Initially called the White-Slave Traffic Act, the law was passed at a time of growing fears around the prevalence of prostitution and anxieties that young girls were being lured into brothels, wrote Jessica R. Pliley, a historian, in a book about the Mann Act that was cited in Mr. Combs’s legal brief.

“The law has been enforced in various ways since it has been passed in 1910,” she said in an interview, noting that white celebrities — including Charlie Chaplin — had also been prosecuted under the law. “The one consistency is it has always been about criminalizing commercial sex.”

Elizabeth Geddes, a former federal prosecutor who was part of the team that won the first successful criminal case against R. Kelly, said that in present-day prosecutions, the Mann Act is regularly used in cases in which individuals have been charged with more serious crimes. Mr. Kelly was convicted of racketeering as well as Mann Act violations. (The Mann Act charges against Mr. Kelly were different in substance, involving unlawful sex that included coercion of a minor.)

The indictment of Mr. Combs includes a more serious sex trafficking charge, one that requires a jury to find that he used “force, fraud or coercion” to cause someone to engage in a commercial sex act. That charge centers on the allegations of Casandra Ventura, who accused Mr. Combs in a lawsuit of forcing her to engage in sex with male prostitutes throughout their yearslong relationship.

The Mann Act charge is more straightforward, requiring a jury to find that Mr.
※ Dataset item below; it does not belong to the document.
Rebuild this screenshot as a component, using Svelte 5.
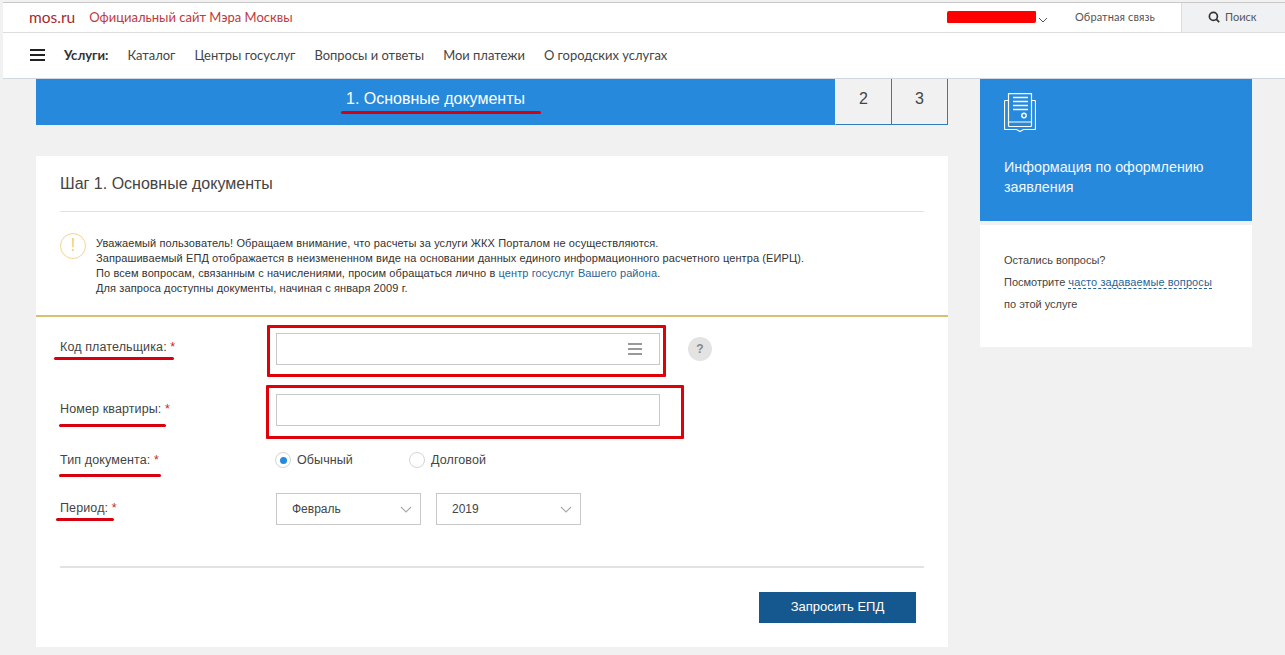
<script lang="ts">
  const navLinks = ['Каталог', 'Центры госуслуг', 'Вопросы и ответы', 'Мои платежи', 'О городских услугах'];

  // red marker strokes drawn over the page
  const strokes = [
    { x: 341, y: 111, w: 200, h: 3 },
    { x: 54, y: 357, w: 120, h: 3 },
    { x: 59, y: 424, w: 107, h: 3 },
    { x: 59, y: 474, w: 102, h: 3 },
    { x: 56, y: 518, w: 58, h: 3 },
  ];

  const boxes = [
    { x: 267, y: 325, w: 399, h: 52 },
    { x: 266, y: 385, w: 418, h: 54 },
  ];
</script>

<div class="page">
  <header class="top">
    <div class="top-left">
      <span class="logo">mos.ru</span>
      <span class="slogan">Официальный сайт Мэра Москвы</span>
    </div>
    <div class="top-right">
      <div class="user">
        <span class="scribble"></span>
        <svg width="10" height="6" viewBox="0 0 10 6"><path d="M1 1l4 4 4-4" fill="none" stroke="#555" stroke-width="1"/></svg>
      </div>
      <span class="feedback">Обратная связь</span>
      <div class="search">
        <svg width="12" height="12" viewBox="0 0 12 12"><circle cx="5.400" cy="5.400" r="4" fill="none" stroke="#333" stroke-width="1.700"/><path d="M8.200 8.200l3 3" stroke="#333" stroke-width="1.800"/></svg>
        <span>Поиск</span>
      </div>
    </div>
  </header>

  <nav class="nav">
    <div class="burger"><i></i><i></i><i></i></div>
    <b>Услуги:</b>
    {#each navLinks as link}
      <span>{link}</span>
    {/each}
  </nav>

  <div class="content">
    <main class="main">
      <div class="steps">
        <div class="step-active">1. Основные документы</div>
        <div class="step">2</div>
        <div class="step">3</div>
      </div>

      <section class="card">
        <h2>Шаг 1. Основные документы</h2>
        <div class="notice">
          <div class="excl">!</div>
          <p>
            Уважаемый пользователь! Обращаем внимание, что расчеты за услуги ЖКХ Порталом не осуществляются.<br />
            Запрашиваемый ЕПД отображается в неизмененном виде на основании данных единого информационного расчетного центра (ЕИРЦ).<br />
            По всем вопросам, связанным с начислениями, просим обращаться лично в <a href="#c">центр госуслуг Вашего района</a>.<br />
            Для запроса доступны документы, начиная с января 2009 г.
          </p>
        </div>

        <form class="form">
          <div class="row row-code">
            <span class="label">Код плательщика: <em>*</em></span>
            <div class="input">
              <div class="lines"><i></i><i></i><i></i></div>
            </div>
            <div class="help">?</div>
          </div>
          <div class="row row-flat">
            <span class="label">Номер квартиры: <em>*</em></span>
            <div class="input"></div>
          </div>
          <div class="row row-type">
            <span class="label">Тип документа: <em>*</em></span>
            <div class="radios">
              <span class="radio on"></span><span class="radio-text first">Обычный</span>
              <span class="radio"></span><span class="radio-text">Долговой</span>
            </div>
          </div>
          <div class="row row-period">
            <span class="label">Период: <em>*</em></span>
            <div class="selects">
              <div class="select month">Февраль
                <svg width="12" height="7" viewBox="0 0 12 7"><path d="M1 1l5 5 5-5" fill="none" stroke="#aaa" stroke-width="1.200"/></svg>
              </div>
              <div class="select year">2019
                <svg width="12" height="7" viewBox="0 0 12 7"><path d="M1 1l5 5 5-5" fill="none" stroke="#aaa" stroke-width="1.200"/></svg>
              </div>
            </div>
          </div>
        </form>

        <div class="actions">
          <div class="submit">Запросить ЕПД</div>
        </div>
      </section>
    </main>

    <aside class="side">
      <div class="side-blue">
        <svg class="doc" width="32" height="39" viewBox="0 0 32 39" fill="none" stroke="#fff" stroke-width="1.200">
          <path d="M4 7.500H1.500a1 1 0 0 0-1 1v27a1 1 0 0 0 1 1h11l3.500 2 3.500-2h11a1 1 0 0 0 1-1v-27a1 1 0 0 0-1-1H28" />
          <path d="M4.500 .6h23v28.400h-23z" />
          <path d="M4.500 29v3.500a1 1 0 0 0 1 1h21a1 1 0 0 0 1-1V29" />
          <path d="M9 4.500h15M9 8.500h15M9 12.500h15M9 16.500h15" stroke-width="1.400" />
          <circle cx="20" cy="22.500" r="2.200" stroke-width="1.400" />
        </svg>
        <div class="side-title">Информация по оформлению заявления</div>
      </div>
      <div class="side-white">
        <p>Остались вопросы?</p>
        <p>Посмотрите <a href="#q">часто задаваемые вопросы</a></p>
        <p>по этой услуге</p>
      </div>
    </aside>
  </div>

  {#each strokes as s}
    <span class="stroke" style="left:{s.x}px;top:{s.y}px;width:{s.w}px;height:{s.h}px"></span>
  {/each}
  {#each boxes as b}
    <span class="box" style="left:{b.x}px;top:{b.y}px;width:{b.w}px;height:{b.h}px"></span>
  {/each}
</div>

<style>
  :global(body) { margin: 0; background: #f1f1f1; }
  .page {
    position: relative;
    height: 655px;
    overflow: hidden;
    font-family: "Liberation Sans", Arial, sans-serif;
    color: #333;
    background: #f1f1f1;
    padding: 2px 0 0 3px;
    box-sizing: border-box;
  }

  .top {
    height: 31px;
    background: #fff;
    border-top: 1px solid #c8c8c8;
    border-bottom: 1px solid #ddd;
    display: flex;
    justify-content: space-between;
    box-sizing: border-box;
    font-family: Lato, sans-serif;
  }
  .top-left { display: flex; align-items: center; padding: 0 0 2px 26px; gap: 14px; }
  .logo { color: #a8282b; font-size: 15.500px; }
  .slogan { color: #c0393b; font-size: 13px; }
  .top-right { display: flex; align-items: center; }
  .user { display: flex; align-items: center; width: 128px; gap: 2px; margin-bottom: 2px; }
  .scribble { width: 89px; height: 12px; background: #f00; border-radius: 2px 1px; }
  .user svg { margin-top: 6px; }
  .feedback { font-size: 11px; color: #555; width: 106px; letter-spacing: 0.1px; margin-bottom: 2px; }
  .search {
    width: 104px;
    height: 100%;
    background: #f0f1f3;
    border-left: 1px solid #ddd;
    display: flex;
    align-items: center;
    gap: 5px;
    box-sizing: border-box;
    padding: 0 0 2px 26px;
    font-size: 11px;
    color: #555;
  }

  .nav {
    height: 46px;
    background: #fff;
    border-bottom: 1px solid #cfd8e0;
    display: flex;
    align-items: center;
    font-family: Lato, sans-serif;
    font-size: 12.950px;
    color: #444;
    gap: 19px;
    padding: 0 0 2px 27px;
    box-sizing: border-box;
  }
  .nav b { font-weight: 700; color: #333; font-size: 13px; }
  .burger { display: flex; flex-direction: column; gap: 3px; width: 15px; }
  .burger i { display: block; height: 2px; background: #222; }

  .content { display: flex; padding-left: 33px; }
  .main { width: 912px; }

  .steps { display: flex; height: 46px; }
  .step-active {
    width: 799px;
    background: #2789dc;
    color: #fff;
    font-size: 16px;
    display: flex;
    align-items: center;
    justify-content: center;
    padding-bottom: 6px;
    box-sizing: border-box;
  }
  .step {
    width: 56px;
    box-sizing: border-box;
    border-right: 1px solid #2e7cbd;
    border-bottom: 1px solid #2e7cbd;
    display: flex;
    align-items: center;
    justify-content: center;
    font-size: 16px;
    color: #444;
    padding-bottom: 5px;
  }
  .step:nth-child(2) { width: 57px; border-left: 1px solid #f1f1f1; }

  .card { background: #fff; margin-top: 31px; height: 491px; box-sizing: border-box; display: flex; flex-direction: column; }
  h2 {
    font-weight: 400;
    font-size: 16px;
    color: #444;
    margin: 0 24px;
    height: 55px;
    line-height: 55px;
    border-bottom: 1px solid #e2e2e2;
    flex: none;
  }
  .notice {
    display: flex;
    height: 105px;
    flex: none;
    border-bottom: 2px solid #d9bf75;
    box-sizing: border-box;
    padding: 21px 0 0 24px;
  }
  .excl {
    width: 26px;
    height: 26px;
    border: 1.500px solid #f5d48e;
    border-radius: 50%;
    box-sizing: border-box;
    color: #f3cd80;
    font-size: 18px;
    line-height: 22px;
    text-align: center;
    flex: none;
  }
  .notice p { margin: 3px 0 0 10px; font-size: 11px; line-height: 15px; color: #333; letter-spacing: 0.1px; }
  .notice a, .side-white a { color: #2a6496; text-decoration: none; }

  .form { display: flex; flex-direction: column; padding-left: 24px; height: 249px; flex: none; box-sizing: border-box; }
  .row { display: flex; align-items: center; }
  .label { width: 216px; font-size: 12.500px; letter-spacing: 0.12px; color: #444; flex: none; }
  .label em { color: #c8262b; font-style: normal; }
  .row-code { margin-top: 16px; }
  .row-code .label { padding-bottom: 4px; }
  .row-flat { margin-top: 29px; }
  .row-flat .label { padding-bottom: 2px; }
  .row-type { margin-top: 26px; }
  .row-period { margin-top: 25px; }
  .row-period .label { padding-bottom: 3px; }
  .input {
    width: 384px;
    height: 32px;
    border: 1px solid #c8c8c8;
    box-sizing: border-box;
    display: flex;
    align-items: center;
    justify-content: flex-end;
    padding-right: 17px;
  }
  .lines { display: flex; flex-direction: column; gap: 3px; width: 14px; }
  .lines i { display: block; height: 2px; background: #999; }
  .help {
    width: 24px;
    height: 24px;
    border-radius: 50%;
    background: #e3e3e3;
    color: #888;
    font-size: 12px;
    font-weight: 700;
    line-height: 24px;
    text-align: center;
    margin-left: 28px;
  }
  .radios { display: flex; align-items: center; font-size: 12.500px; letter-spacing: 0.1px; color: #444; height: 16px; margin-left: -1px; }
  .radio {
    width: 16px;
    height: 16px;
    border: 1px solid #d4d4d4;
    border-radius: 50%;
    box-sizing: border-box;
    flex: none;
    background: #fff;
    position: relative;
  }
  .radio.on::after {
    content: '';
    position: absolute;
    left: 3.500px;
    top: 3.500px;
    width: 7px;
    height: 7px;
    border-radius: 50%;
    background: #2789dc;
  }
  .radio-text { margin-left: 6px; }
  .radio-text.first { width: 56px; margin-right: 56px; flex: none; }
  .selects { display: flex; gap: 15px; }
  .select {
    height: 32px;
    border: 1px solid #c8c8c8;
    box-sizing: border-box;
    width: 145px;
    display: flex;
    align-items: center;
    justify-content: space-between;
    font-size: 12px;
    color: #444;
    padding: 0 8px 0 15px;
  }

  .actions {
    margin: 0 24px;
    border-top: 2px solid #e2e2e2;
    padding-top: 24px;
    display: flex;
    justify-content: flex-end;
    padding-right: 8px;
  }
  .submit {
    width: 157px;
    height: 31px;
    background: #15588f;
    color: #fff;
    font-size: 13px;
    line-height: 30px;
    text-align: center;
  }

  .side { width: 272px; margin-left: 32px; }
  .side-blue { background: #2789dc; height: 142px; color: #fff; padding: 14px 24px 0; box-sizing: border-box; }
  .doc { display: block; }
  .side-title { margin-top: 25px; font-size: 14.300px; line-height: 20px; color: #f2f8fd; }
  .side-white {
    background: #fff;
    margin-top: 4px;
    height: 122px;
    padding: 29px 24px 0;
    box-sizing: border-box;
    font-size: 11px;
    color: #444;
  }
  .side-white p { margin: 0 0 9.500px; line-height: 12.500px; }
  .side-white a { border-bottom: 1px dashed #2a6496; letter-spacing: 0.1px; }

  .stroke { position: absolute; background: #d6000e; border-radius: 2px; }
  .box { position: absolute; border: 3px solid #e00008; box-sizing: border-box; border-radius: 1px; }
</style>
Combs “willfully caused” the transportation of individuals with the intent that they engage in prostitution.

“No doubt it is far easier to prove,” Ms. Geddes said.

If convicted of only the Mann Act charge, Mr. Combs would face a maximum of 10 years in prison. The indictment alleges that in addition to Ms. Ventura, Mr. Combs violated the act with respect to two other female victims whose identities have been concealed. Mr. Combs’s lawyers have disputed the government’s classification of them as “victims,” asserting that they were his girlfriends.